Reviewed December 27, 2012

Please don't be put off by first impressions after the very efficient and welcoming check-in. The predominance of elderly guests and store of scooters may give the impression of visiting a care home, but this is not the case and the average of guests fell dramatically after the first 2 days of our holiday. Atmosphere was very friendly for such a large hotel, and keeping up with the older guests presented a challenge on occasion.
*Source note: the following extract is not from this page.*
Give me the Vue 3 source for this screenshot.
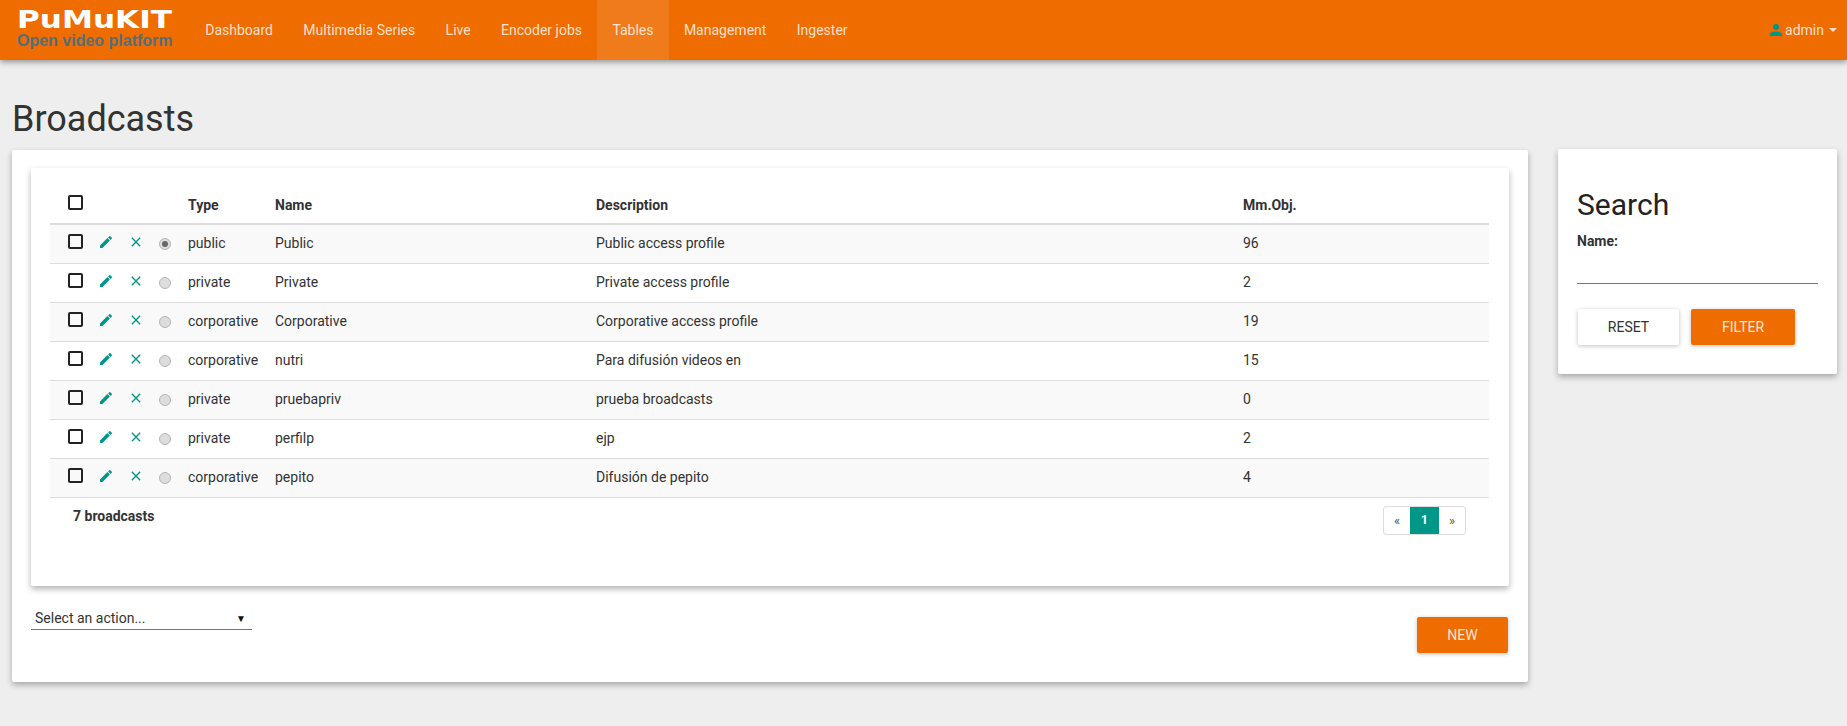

The location behind the Safari Centre is excellent for access to all that Playa has to offer - relatively easy walk to Los Cristianos and to Puerto Colon and beyond. The hotel reception and botanical garden are well kept and relaxing area for whatever you want to do quietly - you can even have a conversation uninterrupted, or use the WiFi. The dining room is generally well organised - better than most in Tenerife, the food is of good quality and mostly from a wide choice. Steaks are particularly popular. The bar is well run with good service and the entertainment on the whole of good standard esp the 3 Tenors. Pool area is well kept - but not a fan of the slatted canopies for shading from the hot sun.

The only real criticism is the dated furnishings in the rooms - the beds were great however, and room always spotlessly clean - daily, bedding changed regularly, good flat screen TV with wide selection of channels.

This is a good quality hotel, well run, and we will be back soon.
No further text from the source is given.